Кант был в восторге от совершенства своей философской системы. Он видел в ней гибель всякого догматизма и единственный путь развития науки. Он не заметил, что уже эти утверждения и есть догматизм. Это тем более удивительно, что именно Иммануил Кант написал «Естественную теорию и историю неба» – первую космогоническую работу.
– — – — – — —
– Кстати, в ту пору я и нашел себе невесту и это как раз в связи с Кантом, – начал я своё повествование вновь, после небольшого перерыва, связанного с рыбалкой. Пока мы ходили за своими удочками, убирая их из воды в затишье от дождя, дождь совсем прекратился. И мы уже не стали рыбалку возобновлять, а развели костёр припрятанными в палатке сухими дровами. Костер мне и напомнил события давние…
«А дело было так…» – как говорится вначале загадочных историй.
Студентов посылали в колхоз на уборку картофеля, и нас послали работать на целый месяц. От нашего семинара было человек десять, другие, особенно девушки, были с других факультетов. И одна, – Марина, прислушалась к моим рассказам о Канте и его учении Кантианстве, которым я почти бредил… Уже тогда я понимал, что человек более учится сам, когда передает свои знания, приобретённые, другим, то есть делится – учится, уча другого. В этом случае происходит, что бывает нужно рассказывать то, что ты понимаешь в одних словах и выражениях – другими словами и выражениями, приходится термины понятные тебе объяснять другому человеку, у которого свои представления. Тем более женщине, девушке мне приходилось рассказывать всё упрощая и сводя рассказ о науке на язык просторечия на обывательском уровне. Девушкам нравится простота и практичность, поэтому рассказ я начал с портретного представления о философе Канте…
(Далее мне предстоит передать нашу беседу у костра, ставшую «старинным» воспоминанием. Я не беллетрист и не драматург, я не умею имитировать естественность. Впрочем, и Платон, и прочие диалогисты не заботились украшать свои произведения под документальные стенограммы болтовни. В диалогах я предпочитаю смысл, чем бездумную естественность. Вот, так, оправдав свои литературные промахи, продолжаю свой рассказ).

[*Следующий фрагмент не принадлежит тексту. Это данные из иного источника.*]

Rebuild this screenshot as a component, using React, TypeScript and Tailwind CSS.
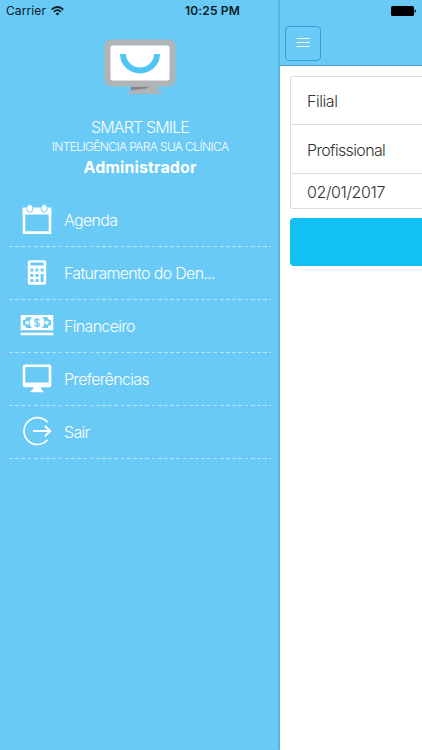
import type { ReactNode } from "react";

interface MenuItem {
  label: string;
  icon: ReactNode;
}

const CalendarIcon = () => (
  <svg width="34" height="34" viewBox="0 0 34 34" fill="none">
    <path d="M4 7.2H30V29.6H4Z" stroke="white" strokeWidth="2.6" />
    <path d="M2.7 4.5H31.3V11.5H2.7Z" fill="white" />
    <rect x="6.8" y="1.6" width="6" height="7.6" rx="3" fill="white" stroke="#69caf6" strokeWidth="0.9" />
    <rect x="21.2" y="1.6" width="6" height="7.6" rx="3" fill="white" stroke="#69caf6" strokeWidth="0.9" />
  </svg>
);

const CalculatorIcon = () => (
  <svg width="34" height="34" viewBox="0 0 34 34">
    <rect x="7.8" y="4.2" width="18.4" height="24.6" rx="2" fill="white" />
    <g fill="#69caf6">
      <rect x="10.4" y="6.5" width="13.2" height="3" />
      <rect x="10.4" y="12.6" width="3" height="2.9" />
      <rect x="15.5" y="12.6" width="3" height="2.9" />
      <rect x="20.6" y="12.6" width="3" height="2.9" />
      <rect x="10.4" y="18" width="3" height="2.9" />
      <rect x="15.5" y="18" width="3" height="2.9" />
      <rect x="20.6" y="18" width="3" height="8" />
      <rect x="10.4" y="23.1" width="3" height="2.9" />
      <rect x="15.5" y="23.1" width="3" height="2.9" />
    </g>
  </svg>
);

const MoneyIcon = () => (
  <svg width="34" height="34" viewBox="0 0 34 34">
    <path d="M0.7 6H33.3V21.3H0.7Z" fill="white" />
    <path d="M0.7 23.8H33.3V26.2H0.7Z" fill="white" />
    <path
      d="M6.2 8.2H12Q9.6 10.3 9.6 13.6T12 19.1H6.2Q6 16.3 3 16V11.3Q6 11 6.2 8.2ZM27.8 8.2H22Q24.4 10.3 24.4 13.6T22 19.1H27.8Q28 16.3 31 16V11.3Q28 11 27.8 8.2Z"
      fill="#69caf6"
    />
    <circle cx="7.2" cy="13.7" r="1.9" fill="white" />
    <circle cx="26.8" cy="13.7" r="1.9" fill="white" />
    <path
      d="M19.5 11.4C19.1 10.4 18.2 10.1 17 10.1C15.6 10.1 14.6 10.6 14.6 11.7C14.6 14.1 19.5 12.9 19.5 15.5C19.5 16.7 18.5 17.3 17 17.3C15.6 17.3 14.7 16.8 14.4 15.7M17 8.8V18.6"
      fill="none"
      stroke="#69caf6"
      strokeWidth="1.3"
    />
  </svg>
);

const DesktopIcon = () => (
  <svg width="34" height="34" viewBox="0 0 34 34">
    <path
      fillRule="evenodd"
      d="M5 2.4H29Q31.3 2.4 31.3 4.7V23Q31.3 25.3 29 25.3H20.6Q20.8 28 23.3 29V30.3H10.7V29Q13.2 28 13.4 25.3H5Q2.7 25.3 2.7 23V4.7Q2.7 2.4 5 2.4ZM5.3 5V20.6H28.7V5Z"
      fill="white"
    />
  </svg>
);

const ExitIcon = () => (
  <svg width="34" height="34" viewBox="0 0 34 34" fill="none" stroke="white">
    <path d="M27.6 7.4A13.4 13.4 0 1 0 27.6 24.8" strokeWidth="1.7" />
    <path d="M13 16.1H30M24.9 11L30.2 16.1L24.9 21.2" strokeWidth="2" />
  </svg>
);

const menuItems: MenuItem[] = [
  { label: "Agenda", icon: <CalendarIcon /> },
  { label: "Faturamento do Den...", icon: <CalculatorIcon /> },
  { label: "Financeiro", icon: <MoneyIcon /> },
  { label: "Preferências", icon: <DesktopIcon /> },
  { label: "Sair", icon: <ExitIcon /> },
];

function Logo() {
  return (
    <svg width="72" height="56" viewBox="0 0 72 56" className="block shrink-0">
      <path d="M27 46H54V51Q54 53 59 53.5V55H23.5V53.5Q27 53 27 50Z" fill="#b1b4b7" />
      <path d="M27 47.5H46L42 49.5L27 51.5Z" fill="#83878a" />
      <rect x="0.5" y="0.5" width="71" height="47" rx="7" fill="#b1b4b7" />
      <rect x="6.5" y="6.5" width="59" height="35" rx="2" fill="white" />
      <path d="M19 15A17 16.5 0 0 0 53 15" fill="none" stroke="#4ec5f3" strokeWidth="6" />
    </svg>
  );
}

function StatusBar() {
  return (
    <div className="absolute inset-x-0 top-0 z-10 flex h-[22px] items-center justify-between pl-[6px] pr-[6px] text-[12px] text-[#071a24]">
      <div className="flex flex-1 items-center gap-[5px]">
        <span className="tracking-[0.1px]">Carrier</span>
        <svg width="13" height="10" viewBox="0 0 13 10" fill="none" stroke="#071a24">
          <path d="M0.7 3.7Q6.5 -1.7 12.3 3.7" strokeWidth="1.7" />
          <path d="M2.9 5.8Q6.5 2.4 10.1 5.8" strokeWidth="1.6" />
          <path d="M4.6 7.5Q6.5 5.7 8.4 7.5L6.5 9.5Z" fill="#071a24" stroke="none" />
        </svg>
      </div>
      <span className="pl-[3px] font-semibold tracking-[0.15px]">10:25 PM</span>
      <div className="flex flex-1 justify-end">
        <svg width="25" height="10" viewBox="0 0 25 10" fill="black">
          <rect x="0" y="0" width="23" height="10" rx="1.5" />
          <path d="M23.6 3.2Q25 3.6 25 5T23.6 6.8Z" />
        </svg>
      </div>
    </div>
  );
}

function SideMenu() {
  return (
    <aside className="flex h-full w-[280px] shrink-0 flex-col items-center bg-[#69caf6] pt-[39px] text-white">
      <Logo />
      <h1 className="mt-[22px] text-[16px] font-light leading-[20px] tracking-[-0.85px]">SMART SMILE</h1>
      <p className="whitespace-nowrap text-[12px] font-light leading-[20px] tracking-[-0.61px]">
        INTELIGÊNCIA PARA SUA CLÍNICA
      </p>
      <p className="text-[16px] font-bold leading-[20px] tracking-[0.1px]">Administrador</p>
      <ul className="mt-[17px] w-full pl-[9px] pr-[9px]">
        {menuItems.map((item) => (
          <li key={item.label} className="h-[53px]">
            <div className="flex h-[52px] items-center pl-[11px]">
              {item.icon}
              <span className="ml-[10px] text-[16px] font-light leading-[24px] tracking-[-0.68px]">{item.label}</span>
            </div>
            <div className="h-px bg-[repeating-linear-gradient(90deg,#b9e5fb_0px,#b9e5fb_3.8px,transparent_3.8px,transparent_6.2px)]" />
          </li>
        ))}
      </ul>
    </aside>
  );
}

function MainPanel() {
  return (
    <main className="h-full min-w-0 flex-1 overflow-hidden bg-white shadow-[0_0_3px_rgba(0,0,0,0.4)]">
      <header className="h-[66px] border-b border-[#4a9ed2] bg-[#69caf6] pl-[5px] pt-[26px]">
        <button className="flex h-[35px] w-[36px] items-center justify-center rounded-[4px] border border-[#2ba3d8] pb-px">
          <svg width="14" height="10" viewBox="0 0 14 10" stroke="white" strokeWidth="1.1">
            <path d="M0.5 0.5H13.5M0.5 4.5H13.5M0.5 8.5H13.5" />
          </svg>
        </button>
      </header>
      <div className="w-[400px] pl-[10px] pt-[10px] text-[16px] font-light text-[#333]">
        <div className="h-[133px] rounded-[2px] border border-[#ddd]">
          <div className="flex h-[48px] items-center border-b border-[#ddd] pl-[16px] pt-px tracking-[-0.45px]">
            Filial
          </div>
          <div className="flex h-[49px] items-center border-b border-[#ddd] pl-[16px] pt-[2px] tracking-[-0.65px]">
            Profissional
          </div>
          <div className="flex h-[34px] items-center pl-[16px] pt-[2px] tracking-[-0.4px]">02/01/2017</div>
        </div>
        <button className="mt-[9px] block h-[48px] w-full rounded-[4px] bg-[#11c1f3]" />
      </div>
    </main>
  );
}

export default function App() {
  return (
    <div className="relative flex h-[750px] w-[422px] overflow-hidden font-['Inter',sans-serif]">
      <StatusBar />
      <SideMenu />
      <MainPanel />
    </div>
  );
}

…Снимая Геркулесову руку со своего плеча, Марина говорит:
– Как мне не нравится Кант, как не нравится! —
Слушатели, а нас подслушивали ещё несколько человек от нашего семинара, вернее другая парочка и одиноко сидящие у костра даже рассмеялись на это громкое высказывание. Мой друг-студент даже вскинулся шуткой:
– Замуж за него ты бы не пошла? —
– Мне не нравится Кантова гордыня, его чистоплюйство, – всё в его теории разложено по полочкам… —
– Какая гордыня? Он был скромнейший человек. Гегель считал даже, что у Канта чрезмерное смирение проявляется, – сказал я в защиту своего любимца-философа.
И тут я стал набрасывать портрет самого Канта без дополнительной научной нагрузки:
Человек он был болезненной конституции – бледноват, невысокий, узкогрудый, сутулый. Иммануил Кант обладал редким умением рационально жить с самим собой. Ещё в ранней юности он определил в себе как главное – замечательный мозг! Это был безупречный «аппарат» для сложнейших логических построений, способный ставить перед собой самые разнообразные задачи. Для наилучшего использования этого «аппарата» была составлена программа (по-нынешнему сказать – «алгоритм») жизни: как жить и чем заниматься – на определённое время вперёд.
Оптимальный вариант (записанный в дневниках) включал в себя: 1 минимум физических напряжений и 2 минимум посторонних раздражений.
Поскольку физических сил мало, все они должны быть направлены только на поддержание мышления. Никаких путешествий, никаких событий, никаких волнений! Полная константность (постоянство) среды: да будет всегда один и тот же город, одна и та же улица, один и тот же рабочий кабинет, один и тот же вид из окна. Так что, когда по законам природы тополя в саду разрослись и стали закрывать башню, на которою философ привык смотреть в часы размышлений, – были приняты все меры к тому, чтобы спилить тополиные верхушки до привычного уровня.